I was sitting on the train, just staring out the window at some cows. It was not the most inspiring subject. When all of a sudden the idea for Harry just appeared in my mind’s eye. I can’t you why or what triggered it. But I saw the idea of Harry and the wizard school very plainly. I suddenly had this basic idea of a boy who didn’t know what he was.
At that moment, Joanne wants a pen and paper to sketch out some notes. Problem C: she has neither. Right then she could have stopped and spent the afternoon in aggravation (which is what I would have done). Instead she finds the best solution. Using her only available tool, imagination, she sketches out the characters and plot of her novel in her mind. And, by the time the train stopped at Knight’s Cross Station in London, she’s conceived the basic premise for Harry Potter’s “Philosopher Stone.” By the way, it didn’t resemble the final product (or its actual title), but so what? She was on her way.
Nevertheless, Joanne’s dream took several more years to realize. Her first book, Harry Potter and the Sorcerer’s Stone, appeared in 1998. Joanne, aka J.K. Rowling, subsequently won the Hugo Award, the Bram Stoker Award, the Whitbread Award for Best Children's Book, a special commendation for the Anne Spencer Lindbergh Prize, and a special certificate for being a three-year winner of the Smarties Prize. (I’m not even sure what that is). The Harry Potter series has sold over 100 million copies and have been translated into over fifty languages. Wow. All from four extra hours on a stinky train and a few stupid cows in a field.
This story leads to a what if. What if J.K. Rowling had decided that her life’s No was the word of defeat. What if she heard those cows murmuring, “Forget about your fantasy. Forget about writing. Just sit in this train and wait… frustrated.” (Actually, if she heard the cows speaking, that would have been a different kind of problem.) Nevertheless, what if her life’s No had presented an unanswerable dead-end?
Or to phrase this concern differently: “Great, Greg, you’ve told me all about No and how it leads to a truly successful life, one filled with integrity, with health. It sounds to me like blah, blah, blah. You’ve got to realize that it’s not always possible to say No to the demands of life. Sometimes life says No to you.”

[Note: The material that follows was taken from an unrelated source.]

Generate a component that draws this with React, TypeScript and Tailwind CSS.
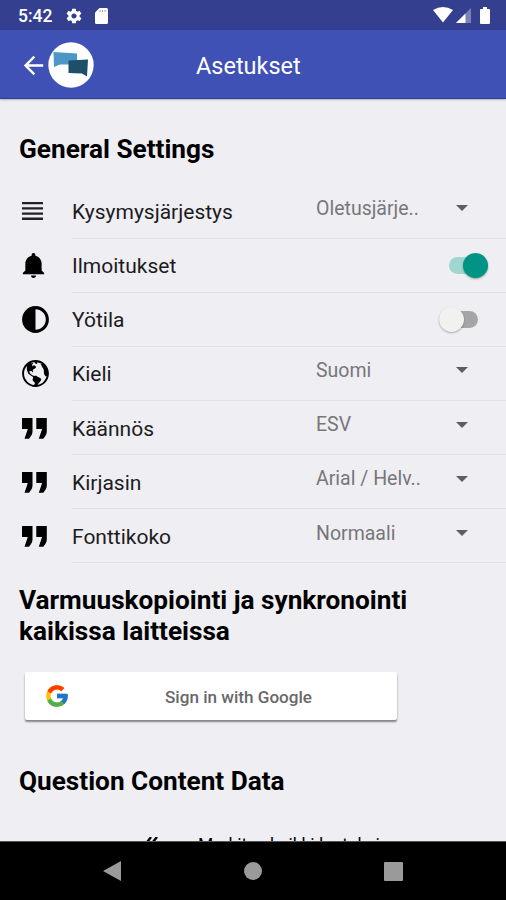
import { IoMdNotifications, IoMdContrast, IoMdGlobe, IoMdSettings } from "react-icons/io";
import { MdArrowBack } from "react-icons/md";
import { FcGoogle } from "react-icons/fc";
import type { ReactNode } from "react";

function StatusBar() {
  return (
    <div className="flex h-[30px] items-center bg-[#34408f] pl-[18px] pr-[16px] text-white">
      <span className="mt-[3px] w-[47px] text-[17.500px] font-medium leading-none">5:42</span>
      <IoMdSettings className="mt-[1px] size-[18px]" />
      <svg viewBox="0 0 13 16" className="ml-[12px] mt-[1px] h-[16px] w-[13px]" fill="currentColor">
        <path d="M4.5 0H11.500Q13 0 13 1.500V14.500Q13 16 11.500 16H1.500Q0 16 0 14.500V4.500Z" />
        <path d="M5 2V4M7.500 2V4M10 2V4" stroke="#34408f" strokeWidth=".8" opacity=".6" />
      </svg>
      <svg viewBox="0 0 20 16" className="ml-auto mr-[1px] h-[16px] w-[20px]" fill="currentColor">
        <path d="M0 3Q10-3 20 3L10 15.500Z" />
      </svg>
      <svg viewBox="0 0 15 15" className="ml-[2px] mt-[1px] h-[15px] w-[15px]" fill="currentColor">
        <path d="M0 15L15 0V15Z" opacity=".35" />
        <path d="M0 15L9.500 5.500V15Z" />
      </svg>
      <svg viewBox="0 0 10 17" className="ml-[9px] h-[17px] w-[10px]" fill="currentColor">
        <path d="M3 0H7V2H9Q10 2 10 3V16Q10 17 9 17H1Q0 17 0 16V3Q0 2 1 2H3Z" />
      </svg>
    </div>
  );
}

function Header() {
  return (
    <header className="relative z-10 flex h-[69px] items-center border-b border-[#2f3b9c] bg-[#3f51b5] text-white shadow-[0_1px_2px_rgba(0,0,0,0.25)]">
      <MdArrowBack className="ml-[19px] mt-[2px] size-[29px]" />
      <svg viewBox="0 0 46 46" className="mt-[1px] h-[46px] w-[46px]">
        <circle cx="23" cy="23" r="22.700" fill="#fff" />
        <path d="M5.500 10L29 11.500V22.500L12 22.500L6 25Z" fill="#4e96c6" />
        <path d="M20.500 18.500L40 17.500L39 34.500L34 31.500L20.500 31Z" fill="#1d4f68" />
      </svg>
      <h1 className="ml-[102px] mt-[5px] text-[23.500px] leading-none">Asetukset</h1>
    </header>
  );
}

function LinesIcon() {
  return (
    <svg viewBox="0 0 21 18" className="ml-[3px] h-[18px] w-[21px]" fill="#222">
      <path d="M0 0H21V2.300H0ZM0 5.200H21V7.500H0ZM0 10.400H21V12.700H0ZM0 15.600H21V17.900H0Z" />
    </svg>
  );
}

function QuoteIcon() {
  return (
    <svg viewBox="0 0 25 21" className="ml-[3px] h-[21px] w-[25px]" fill="#000">
      <path d="M0 0H10.500V13.500Q10.500 16 9 18L7 20.800H2.500L5.800 11H0Z" />
      <path d="M14.300 0H24.800V13.500Q24.800 16 23.300 18L21.300 20.800H16.800L20.100 11H14.300Z" />
    </svg>
  );
}

function DoubleCheckIcon() {
  return (
    <svg viewBox="0 0 28 18" className="h-[18px] w-[28px]" fill="none" stroke="#000" strokeWidth="2.400">
      <path d="M0 9L7 16L19 0M10 13L12 16L25 0" />
    </svg>
  );
}

function Select({ value }: { value: string }) {
  return (
    <div className="mb-[5px] flex w-[190px] items-center text-[#77777a]">
      <span className="w-[139.500px] text-[19.500px] leading-none">{value}</span>
      <svg viewBox="0 0 12 6" className="mb-[1px] h-[6px] w-[12px]" fill="#5d5d62">
        <path d="M0 0H12L6 6Z" />
      </svg>
    </div>
  );
}

function Toggle({ on }: { on?: boolean }) {
  return on ? (
    <div className="mr-[18px] mt-[1px] flex h-[17px] w-[39px] items-center justify-end rounded-full bg-[#9fd6d0]">
      <div className="size-[25px] shrink-0 rounded-full bg-[#009485] shadow-[0_1px_2px_rgba(0,0,0,0.35)]" />
    </div>
  ) : (
    <div className="mr-[28px] flex h-[17px] w-[39px] items-center rounded-full bg-[#a5a5a5]">
      <div className="size-[25px] shrink-0 rounded-full bg-[#f1f1ef] shadow-[0_1px_2px_rgba(0,0,0,0.3)]" />
    </div>
  );
}

function Row({ icon, label, children }: { icon: ReactNode; label: string; children: ReactNode }) {
  return (
    <div className="flex h-[54.150px] text-black">
      <div className="flex w-[72px] items-center pl-[19px]">{icon}</div>
      <div className="flex flex-1 items-center justify-between border-b-[1.500px] border-[#e1e0e5]">
        <span className="mt-[3px] text-[21px] leading-none text-[#1c1c1e]">{label}</span>
        {children}
      </div>
    </div>
  );
}

export default function App() {
  return (
    <div className="flex h-[900px] w-[506px] flex-col overflow-hidden bg-[#efeef3] font-['Roboto',sans-serif]">
      <StatusBar />
      <Header />
      <main className="h-[743px] overflow-hidden border-b border-[#555]">
        <h2 className="ml-[19px] mt-[35px] h-[50.400px] text-[26.200px] font-bold leading-[31px]">General Settings</h2>
        <Row icon={<LinesIcon />} label="Kysymysjärjestys"><Select value="Oletusjärje.." /></Row>
        <Row icon={<IoMdNotifications className="-ml-[1px] size-[31px]" />} label="Ilmoitukset"><Toggle on /></Row>
        <Row icon={<IoMdContrast className="size-[33px]" />} label="Yötila"><Toggle /></Row>
        <Row icon={<IoMdGlobe className="size-[33px]" />} label="Kieli"><Select value="Suomi" /></Row>
        <Row icon={<QuoteIcon />} label="Käännös"><Select value="ESV" /></Row>
        <Row icon={<QuoteIcon />} label="Kirjasin"><Select value="Arial / Helv.." /></Row>
        <Row icon={<QuoteIcon />} label="Fonttikoko"><Select value="Normaali" /></Row>
        <h2 className="ml-[19px] mt-[21.600px] w-[420px] text-[26.200px] font-bold leading-[31px]">
          Varmuuskopiointi ja synkronointi kaikissa laitteissa
        </h2>
        <button className="ml-[25px] mt-[25px] flex h-[48px] w-[372px] items-center rounded-[2px] bg-white pl-[19px] shadow-[0_2px_2px_rgba(0,0,0,0.45)]">
          <FcGoogle className="mt-[1px] size-[26px]" />
          <span className="ml-[95px] mt-[4px] text-[17.100px] font-medium leading-none text-[#68686a]">Sign in with Google</span>
        </button>
        <h2 className="ml-[19px] mt-[46px] text-[26.200px] font-bold leading-[31px]">Question Content Data</h2>
        <div className="mt-[40px] flex items-start pl-[132px]">
          <DoubleCheckIcon />
          <span className="ml-[38px] whitespace-nowrap text-[17.500px] leading-none">Merkitse kaikki luetuksi</span>
        </div>
      </main>
      <nav className="flex h-[58px] items-center bg-black pl-[103px] text-[#9a9a9a]">
        <svg viewBox="0 0 18 20" className="h-[20px] w-[18px]" fill="currentColor">
          <path d="M0 10L18 0V20Z" />
        </svg>
        <div className="ml-[123px] size-[18px] rounded-full bg-[#9a9a9a]" />
        <div className="ml-[122px] size-[19px] rounded-[1px] bg-[#9a9a9a]" />
      </nav>
    </div>
  );
}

I know. In my life, I slowly realized that I couldn’t triumph over the simple, daily demands of caring for small children in No-resistant New York City with a pressure-cooked job. Sometimes life engulfs your Nos. For you it may be illness, someone else’s decision (as in unrequited love), physical limitations, and other commitments, to name a few. But my discovery is life’s Nos led me to reflect on this topic and change my life. Thus I wrote this book, which I hope will help others in realizing the kind of life they truly desire.
Thinking about Nos that way does in fact change these mere problems into something more. I’ve gradually realized that just beyond life’s Nos, there often lies some new path. Now don’t get me wrong. I hate when life says No. I’ve read my self-help books. I’ve learned to “seek my dreams” and “never give up.” I’ve learned to have faith that life Nos are often better than what I would choose. Nevertheless, there’s nothing I can do about the roadblocks in these situations, and so I’ve learned to take these experiences as a call to stop and reorient.
So life has limitations, but even within those bounds, we can still experience dreams and the freedom to experience the fullness of life. Consider the sonnet. It’s a poem with one of two rhyming structures and only fourteen lines. No more, no less. Yet, as the masterful 18th century English poet, William Wordsworth once presented, the sonnet possesses unusual potential that he named “the paradoxically liberating power of restriction.” Wordsworth argued that, within those precious lines, we are offered an amazing power of freedom—freedom to tackle issues of life and death, of love and loss. Within those few lines, poets grapple with all the major issues of life. Those constraints provide channels for creativity and freedom to flow. And sometimes life is a sonnet. If offers far fewer hours, skills, and dollars than we had expected. But within those precious few resources, we can still grasp what’s truly important.